MS: My personal website is built in the ProfDoc style coined by Olia Lialina, primarily because of ease of maintenance. It’s only using HTML and CSS. There’s no dynamic content and no images. It’s essentially just links. The logging feels like a form of journaling. Everything that you see on the site is what I’m doing currently, or past projects I want to highlight. And then, when I write a new one, it feels like a journal entry with a date stamp.
YS: Do you consider your work activism?
MS: I think that activism takes a lot of different forms. In the beginning, we were talking about the memeification of feminism. There’s the top level where people have dedicated their lives and practices to furthering this space, and then there’s the very shallow version. But if your work is responding to a larger cultural state and offering some alternatives to that, or just providing more context, I do think that can be a form of activism.

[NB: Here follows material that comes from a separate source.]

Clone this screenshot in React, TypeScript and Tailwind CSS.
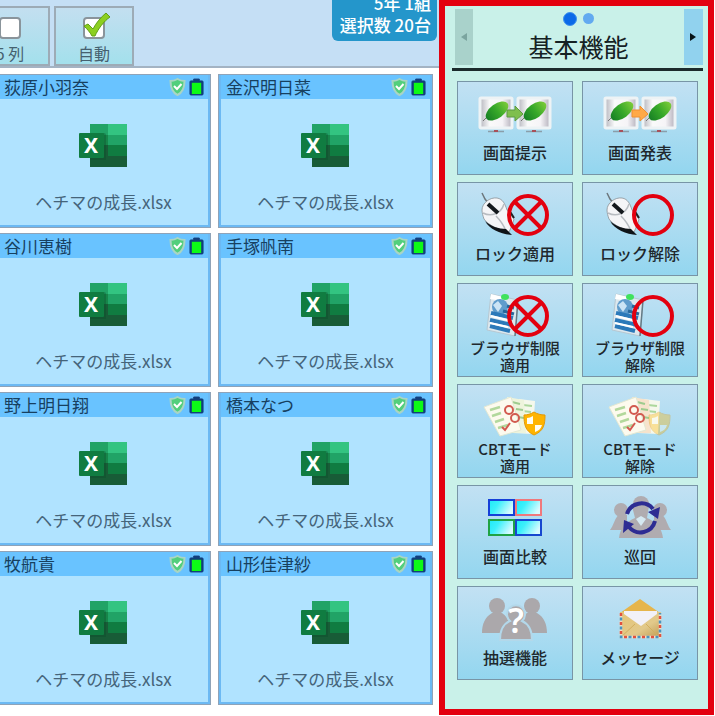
import type { ReactNode } from "react";
import clsx from "clsx";

const students = [
  "荻原小羽奈",
  "金沢明日菜",
  "谷川恵樹",
  "手塚帆南",
  "野上明日翔",
  "橋本なつ",
  "牧航貴",
  "山形佳津紗",
];

function ExcelIcon() {
  return (
    <svg width="50" height="44" viewBox="1 0 50 44" aria-hidden="true">
      <rect x="12" y="1" width="19" height="11" fill="#21a366" />
      <rect x="30" y="1" width="19" height="11" fill="#33c481" />
      <rect x="12" y="12" width="19" height="10" fill="#17864a" />
      <rect x="30" y="12" width="19" height="10" fill="#21a366" />
      <rect x="12" y="22" width="19" height="11" fill="#185c37" />
      <rect x="30" y="22" width="19" height="11" fill="#107c41" />
      <rect x="12" y="33" width="37" height="11" fill="#185c37" />
      <path d="M12 10h14a2 2 0 0 1 2 2v25H12z" fill="#0c4a2a" opacity="0.35" />
      <rect x="1" y="10" width="25" height="25" rx="1" fill="#107c41" />
      <text
        x="13"
        y="30"
        textAnchor="middle"
        fontSize="21"
        fontWeight="700"
        fontFamily="Noto Sans, sans-serif"
        fill="#fff"
      >
        X
      </text>
    </svg>
  );
}

function ShieldIcon() {
  return (
    <svg width="17" height="18" viewBox="0 0 17 18" aria-hidden="true">
      <path
        d="M8.5 1C6 2.6 3.500 3 1.500 3c0 6 1 11 7 14 6-3 7-8 7-14-2 0-4.500-.4-7-2z"
        fill="#52cf7c"
        stroke="#a9d5c4"
        strokeWidth="2"
      />
      <path d="M5 8l3 3 4.500-5" fill="none" stroke="#fff" strokeWidth="2" />
    </svg>
  );
}

function BatteryIcon() {
  return (
    <svg width="15" height="18" viewBox="0 0 16 19" aria-hidden="true">
      <path
        d="M5 3V1h6v2h3a1 1 0 0 1 1 1v13a1 1 0 0 1-1 1H2a1 1 0 0 1-1-1V4a1 1 0 0 1 1-1z"
        fill="#123f7c"
        stroke="#123f7c"
      />
      <rect x="3" y="5" width="10" height="12" fill="#0dfa16" />
    </svg>
  );
}

function StudentCard({ name }: { name: string }) {
  return (
    <article className="h-[154px] border border-[#8fa3b8]">
      <div className="flex h-full flex-col border-2 border-t-0 border-[#6cb9f3] bg-[#b0e3ff]">
        <header className="flex h-6 items-center justify-between bg-[#69c3ff] pl-[5px] pr-1">
          <h2 className="text-[17px] leading-6 text-[#17405f]">{name}</h2>
          <span className="flex items-center gap-[3px]">
            <ShieldIcon />
            <BatteryIcon />
          </span>
        </header>
        <div className="flex flex-1 flex-col items-center pt-6">
          <ExcelIcon />
          <p className="mt-[25px] text-[17px] leading-5 text-[#45647a]">ヘチマの成長.xlsx</p>
        </div>
      </div>
    </article>
  );
}

function CheckBox({ checked }: { checked?: boolean }) {
  return (
    <svg width="30" height="28" viewBox="0 0 30 28" aria-hidden="true" className="overflow-visible">
      <rect x="5" y="6" width="20" height="20" rx="3" fill="#fff" stroke="#8a949b" strokeWidth="2" />
      {checked && (
        <path
          d="M5 14l4-2 5 5C17 11 22 5 27 1l4 4C25 9 19 17 16 24h-3C11 20 8 17 5 14z"
          fill="#8ccf1f"
          stroke="#5f9f16"
        />
      )}
    </svg>
  );
}

function ToolbarButton({ label, checked }: { label: string; checked?: boolean }) {
  return (
    <button
      type="button"
      className="flex w-20 shrink-0 flex-col items-center border-2 border-[#9dabb6] bg-linear-to-b from-[#c3dff0] to-[#a3e0ec] pt-1"
    >
      <CheckBox checked={checked} />
      <span className="mt-[3px] text-[16px] leading-5 text-[#46616f]">{label}</span>
    </button>
  );
}

/* ---- icons of the function panel, all on an 84x46 canvas ---- */

function Icon({ children }: { children: ReactNode }) {
  return (
    <svg width="84" height="46" viewBox="0 0 84 46" className="shrink-0" aria-hidden="true">
      {children}
    </svg>
  );
}

function Screen({ x }: { x: number }) {
  return (
    <g transform={`translate(${x} 0)`}>
      <rect x="1" y="7" width="32" height="30" rx="1" fill="url(#screen)" stroke="#eef3f5" strokeWidth="3" />
      <path d="M9 40.500h16" stroke="#8a9eaa" strokeWidth="1.500" />
      <path d="M15 40h4" stroke="#a8505a" strokeWidth="2" />
      <path d="M4 30l5-5" fill="none" stroke="#777" />
      <ellipse cx="18" cy="20" rx="13" ry="7" transform="rotate(-36 18 20)" fill="url(#leaf)" />
    </g>
  );
}

function ScreensIcon({ arrow, edge }: { arrow: string; edge: string }) {
  return (
    <Icon>
      <defs>
        <linearGradient id="screen">
          <stop offset="0" stopColor="#b5b5bd" />
          <stop offset="0.300" stopColor="#fafafa" />
          <stop offset="0.700" stopColor="#f6f4f7" />
          <stop offset="1" stopColor="#b4b0bb" />
        </linearGradient>
        <linearGradient id="leaf" x1="0" y1="0.500" x2="1" y2="0.500">
          <stop offset="0" stopColor="#178025" />
          <stop offset="0.500" stopColor="#37a829" />
          <stop offset="1" stopColor="#7ccb39" />
        </linearGradient>
      </defs>
      <Screen x={6} />
      <Screen x={44} />
      <path d="M34 19h8v-4l8 8-8 7v-4h-8z" fill={arrow} stroke={edge} />
    </Icon>
  );
}

function Sign({ crossed }: { crossed?: boolean }) {
  return (
    <g fill="none" stroke="#e3000f" strokeWidth="4">
      <circle cx="55" cy="23" r="19" />
      {crossed && <path d="M41.500 9.500l27 27M68.500 9.500l-27 27" />}
    </g>
  );
}

function MouseIcon({ crossed }: { crossed?: boolean }) {
  return (
    <Icon>
      <path d="M9 1l3 6 4 5" fill="none" stroke="#6d777d" strokeWidth="1.500" />
      <path
        d="M9 18c0-7 8-13 15-12 6 1 8 6 10 12l7 9c-1 4-3 9-5 13-10-2-21-7-25-13-1-3-2-6-2-9z"
        fill="#f5f5f7"
        stroke="#8b9297"
        strokeWidth="0.800"
      />
      <path d="M10 21c8 4 18 1 21-9M23 24c5 5 8 10 10 15" fill="none" stroke="#b8bcc1" strokeWidth="1.500" />
      <path d="M15 12l10 9" stroke="#15191d" strokeWidth="4" />
      <path d="M36 18l5 8" stroke="#222" strokeWidth="2" />
      <path d="M12 29c5 5 14 8 21 8l6 6c-11-1-22-5-27-14z" fill="#101418" />
      <Sign crossed={crossed} />
    </Icon>
  );
}

function BrowserIcon({ crossed }: { crossed?: boolean }) {
  return (
    <Icon>
      <path d="M18 1l27 6-3 36-28-6z" fill="#dce8ee" stroke="#b6c8d2" />
      <path d="M45 7l-3 36" stroke="#647b86" strokeWidth="1.500" />
      <path d="M18 1l16 4-4 3-13-2z" fill="#fff" />
      <circle cx="27" cy="14" r="8" fill="#5f9ccc" />
      <path d="M20 12l5-4 4 5-4 6z" fill="#cbe4f5" />
      <ellipse cx="32" cy="4" rx="4" ry="3" fill="#3fe25c" />
      <path d="M18 20l22 5M17 27l22 5M17 33l20 5" stroke="#2b79b9" strokeWidth="4" />
      <path d="M34 13l7 2M30 18l11 3" stroke="#26679b" strokeWidth="3" />
      <path d="M18 23l20 5M17 30l18 4" stroke="#fff" strokeWidth="2" />
      <Sign crossed={crossed} />
    </Icon>
  );
}

function CbtIcon({ faded }: { faded?: boolean }) {
  return (
    <Icon>
      <path d="M46 5l16 2-2 33-20-1z" fill="#f5f8ec" />
      <path d="M50 11l9 1M49 17l9 1" stroke="#acd79c" strokeWidth="2" />
      <path d="M34 3l17 3 2 33-20 0z" fill={faded ? "#f6e3cc" : "#eef4dc"} />
      <path d="M39 8l8 2M43 15l7 1M45 23l6 1" stroke="#9ecb8e" strokeWidth="2" />
      <path d="M11 13l27-10 10 33-21 6z" fill="#fdfaee" stroke="#e2e8d3" />
      <path d="M17 16l10-3M19 22l9-3M22 28l9-3M25 34l10-3" stroke="#b2d89c" strokeWidth="2.500" />
      <g fill="none" stroke="#d25a4f" strokeWidth="2">
        <circle cx="36" cy="16" r="4" />
        <circle cx="42" cy="24" r="4" />
        <path d="M29 33l3 3 5-7" />
      </g>
      <g opacity={faded ? 0.35 : 1}>
        <path d="M61 18c-3 2-7 3-10 3 0 9 1 16 10 20 10-4 11-11 11-20-4 0-8-1-11-3z" fill="#ffb400" stroke="#e39a08" />
        <path d="M60 22c-2 1-4 2-6 2v6h6zM62 31h7c-1 4-4 6-7 7z" fill="#fffdf2" />
      </g>
    </Icon>
  );
}

function CompareIcon() {
  return (
    <Icon>
      <defs>
        <linearGradient id="pane" x1="0" y1="0" x2="1" y2="0.400">
          <stop offset="0" stopColor="#1feaf8" />
          <stop offset="0.400" stopColor="#3cf0fb" />
          <stop offset="1" stopColor="#d8fbff" />
        </linearGradient>
      </defs>
      <g fill="url(#pane)" strokeWidth="2">
        <rect x="16" y="5" width="25" height="15" stroke="#1540d8" />
        <rect x="43" y="5" width="25" height="15" stroke="#f0787c" />
        <rect x="16" y="25" width="25" height="15" stroke="#1fa344" />
        <rect x="43" y="25" width="25" height="15" stroke="#1747cf" />
      </g>
    </Icon>
  );
}

function PatrolIcon() {
  return (
    <Icon>
      <g fill="#b0acb0">
        <circle cx="23" cy="15" r="7" />
        <circle cx="62" cy="15" r="7" />
        <path d="M12 35c3-3 5-13 9-15h8v15zM73 35c-3-3-5-13-9-15h-8v15z" />
        <circle cx="43" cy="9" r="8" />
        <path d="M21 43c1-10 7-16 16-20l-3-12h17l-2 12c9 4 15 10 16 20z" />
      </g>
      <path d="M38 24l5 7 5-7-5-3z" fill="#d5e9f2" />
      <g fill="none" stroke="#2d2c93" strokeWidth="4">
        <path d="M29 19a15 15 0 0 1 26-5" />
        <path d="M57 26a15 15 0 0 1-26 6" />
      </g>
      <path d="M50 17l12-5-2 12zM36 29l-10-4-1 13z" fill="#2d2c93" />
    </Icon>
  );
}

function LotteryIcon() {
  return (
    <Icon>
      <g fill="#aba8ab">
        <circle cx="24" cy="10" r="8" />
        <circle cx="59" cy="10" r="8" />
        <path d="M9 37c0-9 3-16 10-20h10c6 4 9 11 9 20zM45 37c0-9 3-16 9-20h10c7 4 10 11 10 20z" />
      </g>
      <path
        d="M27 44c0-9 3-16 10-19a9 9 0 1 1 12 0c7 3 10 10 10 19z"
        fill="#aba8ab"
        stroke="#b3d8ea"
        strokeWidth="2"
      />
      <text
        x="43"
        y="37"
        textAnchor="middle"
        fontSize="34"
        fontWeight="600"
        fontFamily="Noto Sans, sans-serif"
        fill="#fff"
      >
        ?
      </text>
    </Icon>
  );
}

function MessageIcon() {
  return (
    <Icon>
      <defs>
        <linearGradient id="paper" x1="0" y1="0" x2="1" y2="1">
          <stop offset="0" stopColor="#e5c574" />
          <stop offset="0.600" stopColor="#e2c98b" />
          <stop offset="1" stopColor="#bd994e" />
        </linearGradient>
      </defs>
      <path d="M22 17L42 3l20 14z" fill="#e6b54c" />
      <rect x="22" y="16" width="41" height="26" fill="url(#paper)" />
      <path d="M26 15h33v3L43 30 26 18z" fill="#f2f1f8" />
      <path d="M22 42l15-14M62 42L48 28" stroke="#d3ae5f" />
      <g fill="none" strokeWidth="2.500">
        <path d="M23 17v24h39V17" stroke="#eedfc4" />
        <path d="M23 17v24h39V17" stroke="#e2513f" strokeDasharray="3 6" />
        <path d="M23 17v24h39V17" stroke="#4a94c0" strokeDasharray="3 6" strokeDashoffset="-4.500" />
      </g>
    </Icon>
  );
}

const functions: { lines: string[]; icon: ReactNode }[] = [
  { lines: ["画面提示"], icon: <ScreensIcon arrow="#7fbf4d" edge="#5d9a42" /> },
  { lines: ["画面発表"], icon: <ScreensIcon arrow="#ffa947" edge="#ef9032" /> },
  { lines: ["ロック適用"], icon: <MouseIcon crossed /> },
  { lines: ["ロック解除"], icon: <MouseIcon /> },
  { lines: ["ブラウザ制限", "適用"], icon: <BrowserIcon crossed /> },
  { lines: ["ブラウザ制限", "解除"], icon: <BrowserIcon /> },
  { lines: ["CBTモード", "適用"], icon: <CbtIcon /> },
  { lines: ["CBTモード", "解除"], icon: <CbtIcon faded /> },
  { lines: ["画面比較"], icon: <CompareIcon /> },
  { lines: ["巡回"], icon: <PatrolIcon /> },
  { lines: ["抽選機能"], icon: <LotteryIcon /> },
  { lines: ["メッセージ"], icon: <MessageIcon /> },
];

function FunctionButton({ lines, icon }: { lines: string[]; icon: ReactNode }) {
  return (
    <button
      type="button"
      className="flex h-[94px] flex-col items-center border border-[#7895a6] bg-linear-to-b from-[#c2e1f3] to-[#93d6ef] pt-[9px] font-medium text-[#20282d]"
    >
      {icon}
      <span className={clsx("flex flex-col", lines.length > 1 ? "text-[15px] leading-[17px]" : "text-[16px] leading-[30px]")}>
        {lines.map((line) => (
          <span key={line}>{line}</span>
        ))}
      </span>
    </button>
  );
}

function FunctionPanel() {
  return (
    <aside className="mr-px w-[275px] shrink-0 self-start border-6 border-[#e3000f] bg-[#c9f1e9] pb-[29px]">
      <div className="ml-[7px] mr-[5px] flex h-[65px] justify-between border-b-3 border-[#1c2b2c] pl-[3px] pt-[3px]">
        <button type="button" aria-label="前へ" className="mb-[3px] flex w-[18px] items-center justify-center bg-[#a9d2cb]">
          <svg width="6" height="8" viewBox="0 0 6 8" aria-hidden="true">
            <path d="M6 0v8L0 4z" fill="#7ba49f" />
          </svg>
        </button>
        <div className="flex flex-col items-center">
          <div className="flex h-[19px] items-center gap-[6px]">
            <span className="size-[14px] rounded-full border border-[#3e92ee] bg-[#0b6ae8]" />
            <span className="size-[11px] rounded-full bg-[#62aaf0]" />
          </div>
          <h1 className="text-[25px] leading-9 text-[#152123]">基本機能</h1>
        </div>
        <button type="button" aria-label="次へ" className="mb-[3px] flex w-[19px] items-center justify-center bg-[#91d2ee]">
          <svg width="6" height="8" viewBox="0 0 6 8" aria-hidden="true">
            <path d="M0 0v8l6-4z" fill="#071318" />
          </svg>
        </button>
      </div>
      <div className="grid grid-cols-2 gap-x-[9px] gap-y-[7px] pl-3 pr-[10px] pt-[10px]">
        {functions.map((fn) => (
          <FunctionButton key={fn.lines.join("")} {...fn} />
        ))}
      </div>
    </aside>
  );
}

export default function App() {
  return (
    <div className="flex min-h-screen bg-white font-['Noto_Sans_CJK_JP',sans-serif]">
      <main className="min-w-0 flex-1 overflow-hidden">
        <div className="flex h-[68px] justify-between border-b-2 border-[#a3b3c3] bg-[#c5dff5]">
          <div className="-ml-[30px] flex gap-1 pt-[6px]">
            <ToolbarButton label="5 列" />
            <ToolbarButton label="自動" checked />
          </div>
          <div className="-mt-2 mr-[2px] shrink-0 self-start rounded-b-md bg-[#2496cb] pb-[5px] pl-2 pr-[6px] text-right text-[17px] font-medium leading-[22px] text-white">
            <p>5年 1組</p>
            <p>選択数 20台</p>
          </div>
        </div>
        <div className="-ml-1 grid grid-cols-2 gap-x-[7px] gap-y-[5px] pr-[6px] pt-[6px]">
          {students.map((name) => (
            <StudentCard key={name} name={name} />
          ))}
        </div>
      </main>
      <FunctionPanel />
    </div>
  );
}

Some people say that if you are someone that lives out of a heteronormative framework, even existing is a political act. I think that we have to move towards doing the work that inspires some obsessive rigor and letting that push us forward. One of my students, Cat Wentworth, wrote that she sees her position not as a critic but as a psychoanalyst, because her natural inclination is to be curious about things rather than criticize them. I really liked this framing, because criticism can still be visible in curiosity, but it comes without judgment. There’s no expectation of what’s working or what’s not. It’s this natural curiosity that’s a form of activism.
I think that the greatest feminist technology has always been the practice of citation, because it shows that everything, in some way, is co-authored, that it was never about the individual hero. Always a collective or community. Even if you publish something with a singular byline, it comes with so many internal references and lineages and people you’ve spoken with and experiences you’ve had.